Come learn the techniques and underlying principles driving our approach, which you'll be able to adapt and apply to your own use cases.

Question:

What is the focus of the work you do at Netflix?

Answer:

I'm with the machine learning infrastructure team at Netflix. We work with about a hundred data scientists who solve all kinds of business problems. It’s not only video recommendations, but we also help answer many other questions to make Netflix an even better experience. We help all these data scientists to be more productive and make it easier for them to start prototyping their models to produce business value.

Question:

Netflix has a 'paved path’ approach when it comes to software and microservices.

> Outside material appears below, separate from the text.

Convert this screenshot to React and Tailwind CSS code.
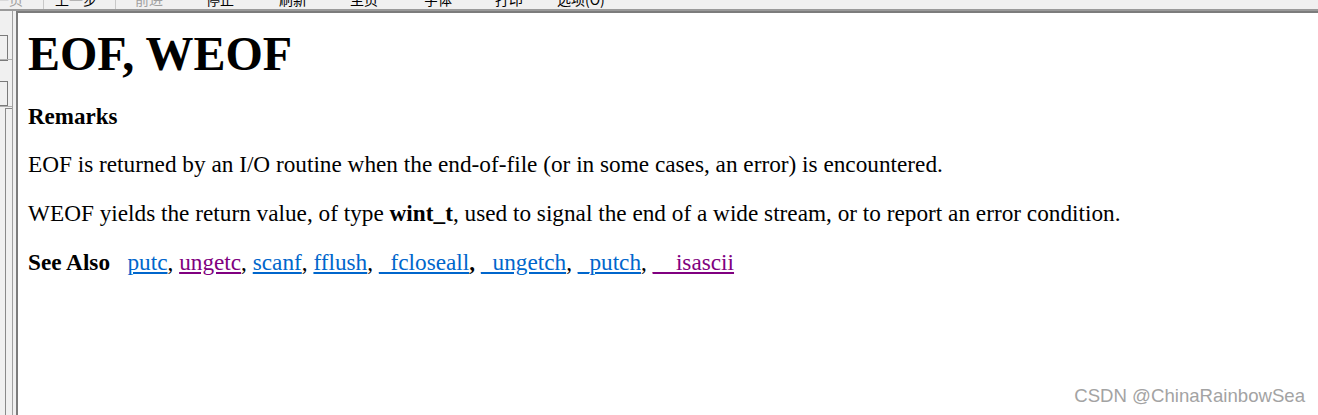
import React from 'react';

const toolbarItems = [
    { label: '上一页', disabled: true, left: -19 },
    { label: '上一步', left: 55 },
    { label: '前进', disabled: true, left: 135 },
    { label: '停止', left: 206 },
    { label: '刷新', left: 279 },
    { label: '主页', left: 350 },
    { label: '字体', left: 424 },
    { label: '打印', left: 495 },
    { label: '选项(O)', left: 557 },
];

const links = [
    { text: 'putc' },
    { text: 'ungetc', visited: true },
    { text: 'scanf' },
    { text: 'fflush' },
    { text: '_fcloseall', boldComma: true },
    { text: '_ungetch' },
    { text: '_putch' },
    { text: '__isascii', visited: true },
];

const App = () => {
    return (
        <div className="w-[1318px] h-[415px] overflow-hidden bg-[#f0f0f0] flex flex-col">
            {/* toolbar, cut off at the top of the shot */}
            <div className="relative h-[11px] shrink-0 overflow-hidden border-b-2 border-[#9a9a9a] font-['Noto_Sans_CJK_SC',sans-serif] text-[14px] leading-[14px]">
                <div className="absolute top-0 left-[43px] w-px h-full bg-[#c8c8c8]"></div>
                <div className="absolute top-0 left-[115px] w-px h-full bg-[#c8c8c8]"></div>
                {toolbarItems.map((item) => (
                    <span
                        key={item.label}
                        className={`absolute top-[-8px] whitespace-nowrap ${item.disabled ? 'text-[#a0a0a0]' : 'text-black'}`}
                        style={{ left: item.left }}
                    >
                        {item.label}
                    </span>
                ))}
            </div>

            <div className="flex flex-1 min-h-0">
                {/* left tab pane */}
                <div className="w-[12px] shrink-0 flex flex-col pt-[24px]">
                    <div className="h-[26px] w-[8px] border border-l-0 border-[#7a7a7a]"></div>
                    <div className="h-px w-[12px] bg-[#b0b0b0] mt-[-2px]"></div>
                    <div className="h-[21px]"></div>
                    <div className="h-[25px] w-[8px] border border-l-0 border-[#7a7a7a]"></div>
                    <div className="h-px w-[12px] bg-[#b0b0b0]"></div>
                    <div className="flex-1 w-[8px] ml-[5px] mt-[1px] border-l border-t border-[#8a8a8a]"></div>
                </div>
                <div className="w-px shrink-0 bg-[#a0a0a0]"></div>
                <div className="w-[3px] shrink-0"></div>

                {/* content */}
                <div className="flex-1 bg-white border-l-2 border-t-2 border-[#7c7c7c] pl-[10px] font-['Liberation_Serif',serif] text-black">
                    <h1 className="text-[48px] font-bold leading-[54px] mt-[14px]">EOF, WEOF</h1>
                    <h4 className="text-[23px] font-bold leading-[27px] mt-[22px]">Remarks</h4>
                    <p className="text-[23.25px] leading-[27px] mt-[21px]">
                        EOF is returned by an I/O routine when the end-of-file (or in some cases, an error) is encountered.
                    </p>
                    <p className="text-[23.25px] leading-[27px] mt-[22px]">
                        WEOF yields the return value, of type <b>wint_t</b>, used to signal the end of a wide stream, or to report an error condition.
                    </p>
                    <p className="text-[23.25px] leading-[27px] mt-[22px] whitespace-pre">
                        <b>See Also</b>{'   '}
                        {links.map((link, i) => (
                            <React.Fragment key={link.text}>
                                <a className={`underline ${link.visited ? 'text-[#800080]' : 'text-[#0066cc]'}`}>{link.text}</a>
                                {i < links.length - 1 && (link.boldComma ? <b>, </b> : ', ')}
                            </React.Fragment>
                        ))}
                    </p>
                </div>
            </div>

            {/* watermark */}
            <div className="relative">
                <span className="absolute right-[13px] bottom-[5px] font-['Liberation_Sans',sans-serif] text-[18.6px] text-[#a3a3a3] whitespace-nowrap">
                    CSDN @ChinaRainbowSea
                </span>
            </div>
        </div>
    );
};

export default App;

Is it the same thing when it comes to machine learning?

Answer:

It is very much the same thing. We want to provide a 'paved path' so there's always a very clear, recommended way to do things. This is especially important for data science since there are many people from academia who are very adept at creating really strong theoretical models but when it comes to actually taking something to production and making it operationally solid, typically they require a lot of help. Integrating with a platform like Netflix can be non-trivial. At the same time, we want to balance that with the idea of freedom and responsibility, so people still have the freedom to choose the exact modeling approach they want to take. The platform has to be flexible.

Question:

From a high level, when you talk about a platform for machine learning are you talking about models that you cluster or are you talking about things that you stick into a container and then run across a cluster? What are we talking about for offering a platform for data scientists?

Answer:

One thing we have noticed is the question of putting machine learning in production is far broader than how you train or score a model. It starts all the way from how you find the data you need, how you do the feature engineering, and how you scale it. Then obviously there is the training and scoring question, like how do you run it in a container management system.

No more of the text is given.